/---

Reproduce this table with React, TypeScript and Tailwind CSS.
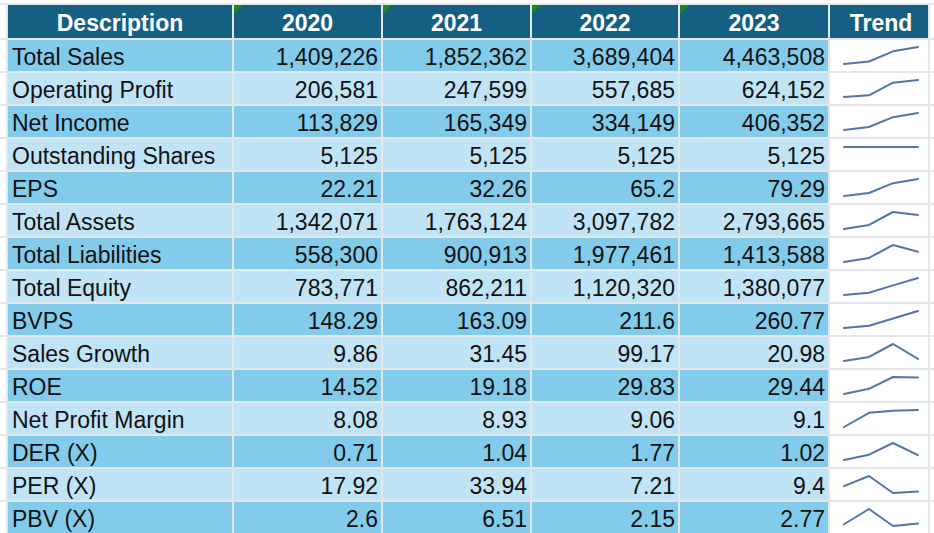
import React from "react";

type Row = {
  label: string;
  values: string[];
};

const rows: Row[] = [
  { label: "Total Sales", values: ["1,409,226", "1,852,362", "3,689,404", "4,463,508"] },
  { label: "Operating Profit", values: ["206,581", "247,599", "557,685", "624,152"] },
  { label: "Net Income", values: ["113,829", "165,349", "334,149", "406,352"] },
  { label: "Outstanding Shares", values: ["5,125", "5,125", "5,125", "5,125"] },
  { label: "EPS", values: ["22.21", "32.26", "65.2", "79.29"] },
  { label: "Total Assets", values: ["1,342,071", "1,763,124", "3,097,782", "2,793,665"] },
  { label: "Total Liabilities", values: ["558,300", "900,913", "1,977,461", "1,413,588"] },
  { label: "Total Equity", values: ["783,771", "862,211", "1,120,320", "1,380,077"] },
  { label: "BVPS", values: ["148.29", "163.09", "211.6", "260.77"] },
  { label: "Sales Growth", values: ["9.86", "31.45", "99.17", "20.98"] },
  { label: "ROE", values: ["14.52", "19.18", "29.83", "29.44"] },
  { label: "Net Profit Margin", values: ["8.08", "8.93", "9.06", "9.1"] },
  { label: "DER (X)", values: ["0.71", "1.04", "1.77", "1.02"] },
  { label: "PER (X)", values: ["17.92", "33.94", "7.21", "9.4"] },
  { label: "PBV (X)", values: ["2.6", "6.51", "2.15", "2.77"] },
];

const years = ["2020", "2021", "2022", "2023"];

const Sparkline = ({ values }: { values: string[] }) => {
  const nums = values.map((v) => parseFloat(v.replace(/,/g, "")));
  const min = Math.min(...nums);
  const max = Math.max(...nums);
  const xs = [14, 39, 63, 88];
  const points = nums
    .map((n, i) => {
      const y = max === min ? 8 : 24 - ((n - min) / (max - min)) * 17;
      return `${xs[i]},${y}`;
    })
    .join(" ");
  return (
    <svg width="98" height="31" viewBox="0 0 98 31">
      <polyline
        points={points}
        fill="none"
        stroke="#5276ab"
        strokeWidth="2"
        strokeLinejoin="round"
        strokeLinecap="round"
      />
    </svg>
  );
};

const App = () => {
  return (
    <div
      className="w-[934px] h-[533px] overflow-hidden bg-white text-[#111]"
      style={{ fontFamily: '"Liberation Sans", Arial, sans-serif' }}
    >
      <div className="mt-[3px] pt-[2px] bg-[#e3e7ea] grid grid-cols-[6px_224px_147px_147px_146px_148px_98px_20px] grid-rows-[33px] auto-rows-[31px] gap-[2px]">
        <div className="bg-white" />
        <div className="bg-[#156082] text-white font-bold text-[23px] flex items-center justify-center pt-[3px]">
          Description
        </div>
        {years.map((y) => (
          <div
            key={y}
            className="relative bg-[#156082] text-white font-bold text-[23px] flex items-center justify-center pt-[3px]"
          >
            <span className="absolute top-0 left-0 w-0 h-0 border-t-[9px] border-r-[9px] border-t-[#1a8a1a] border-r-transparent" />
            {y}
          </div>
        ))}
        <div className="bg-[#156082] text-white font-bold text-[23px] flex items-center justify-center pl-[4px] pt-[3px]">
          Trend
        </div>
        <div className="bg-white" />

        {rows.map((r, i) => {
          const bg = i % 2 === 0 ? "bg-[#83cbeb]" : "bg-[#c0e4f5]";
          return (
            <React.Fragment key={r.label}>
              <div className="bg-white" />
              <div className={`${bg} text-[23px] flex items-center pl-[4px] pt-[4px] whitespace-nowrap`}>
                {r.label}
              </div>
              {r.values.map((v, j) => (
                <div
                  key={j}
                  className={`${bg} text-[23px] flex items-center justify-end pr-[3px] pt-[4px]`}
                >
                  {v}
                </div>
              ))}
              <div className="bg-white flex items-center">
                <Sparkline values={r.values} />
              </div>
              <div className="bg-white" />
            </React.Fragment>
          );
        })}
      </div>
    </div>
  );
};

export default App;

\---

DIRECTIONS FOR THIS TASK
Reproduce the material above in full, exactly, with no images.

EXERCISE OUTPUT
Reproduce this table with React, TypeScript and Tailwind CSS.
import React from "react";

type Row = {
  label: string;
  values: string[];
};

const rows: Row[] = [
  { label: "Total Sales", values: ["1,409,226", "1,852,362", "3,689,404", "4,463,508"] },
  { label: "Operating Profit", values: ["206,581", "247,599", "557,685", "624,152"] },
  { label: "Net Income", values: ["113,829", "165,349", "334,149", "406,352"] },
  { label: "Outstanding Shares", values: ["5,125", "5,125", "5,125", "5,125"] },
  { label: "EPS", values: ["22.21", "32.26", "65.2", "79.29"] },
  { label: "Total Assets", values: ["1,342,071", "1,763,124", "3,097,782", "2,793,665"] },
  { label: "Total Liabilities", values: ["558,300", "900,913", "1,977,461", "1,413,588"] },
  { label: "Total Equity", values: ["783,771", "862,211", "1,120,320", "1,380,077"] },
  { label: "BVPS", values: ["148.29", "163.09", "211.6", "260.77"] },
  { label: "Sales Growth", values: ["9.86", "31.45", "99.17", "20.98"] },
  { label: "ROE", values: ["14.52", "19.18", "29.83", "29.44"] },
  { label: "Net Profit Margin", values: ["8.08", "8.93", "9.06", "9.1"] },
  { label: "DER (X)", values: ["0.71", "1.04", "1.77", "1.02"] },
  { label: "PER (X)", values: ["17.92", "33.94", "7.21", "9.4"] },
  { label: "PBV (X)", values: ["2.6", "6.51", "2.15", "2.77"] },
];

const years = ["2020", "2021", "2022", "2023"];

const Sparkline = ({ values }: { values: string[] }) => {
  const nums = values.map((v) => parseFloat(v.replace(/,/g, "")));
  const min = Math.min(...nums);
  const max = Math.max(...nums);
  const xs = [14, 39, 63, 88];
  const points = nums
    .map((n, i) => {
      const y = max === min ? 8 : 24 - ((n - min) / (max - min)) * 17;
      return `${xs[i]},${y}`;
    })
    .join(" ");
  return (
    <svg width="98" height="31" viewBox="0 0 98 31">
      <polyline
        points={points}
        fill="none"
        stroke="#5276ab"
        strokeWidth="2"
        strokeLinejoin="round"
        strokeLinecap="round"
      />
    </svg>
  );
};

const App = () => {
  return (
    <div
      className="w-[934px] h-[533px] overflow-hidden bg-white text-[#111]"
      style={{ fontFamily: '"Liberation Sans", Arial, sans-serif' }}
    >
      <div className="mt-[3px] pt-[2px] bg-[#e3e7ea] grid grid-cols-[6px_224px_147px_147px_146px_148px_98px_20px] grid-rows-[33px] auto-rows-[31px] gap-[2px]">
        <div className="bg-white" />
        <div className="bg-[#156082] text-white font-bold text-[23px] flex items-center justify-center pt-[3px]">
          Description
        </div>
        {years.map((y) => (
          <div
            key={y}
            className="relative bg-[#156082] text-white font-bold text-[23px] flex items-center justify-center pt-[3px]"
          >
            <span className="absolute top-0 left-0 w-0 h-0 border-t-[9px] border-r-[9px] border-t-[#1a8a1a] border-r-transparent" />
            {y}
          </div>
        ))}
        <div className="bg-[#156082] text-white font-bold text-[23px] flex items-center justify-center pl-[4px] pt-[3px]">
          Trend
        </div>
        <div className="bg-white" />

        {rows.map((r, i) => {
          const bg = i % 2 === 0 ? "bg-[#83cbeb]" : "bg-[#c0e4f5]";
          return (
            <React.Fragment key={r.label}>
              <div className="bg-white" />
              <div className={`${bg} text-[23px] flex items-center pl-[4px] pt-[4px] whitespace-nowrap`}>
                {r.label}
              </div>
              {r.values.map((v, j) => (
                <div
                  key={j}
                  className={`${bg} text-[23px] flex items-center justify-end pr-[3px] pt-[4px]`}
                >
                  {v}
                </div>
              ))}
              <div className="bg-white flex items-center">
                <Sparkline values={r.values} />
              </div>
              <div className="bg-white" />
            </React.Fragment>
          );
        })}
      </div>
    </div>
  );
};

export default App;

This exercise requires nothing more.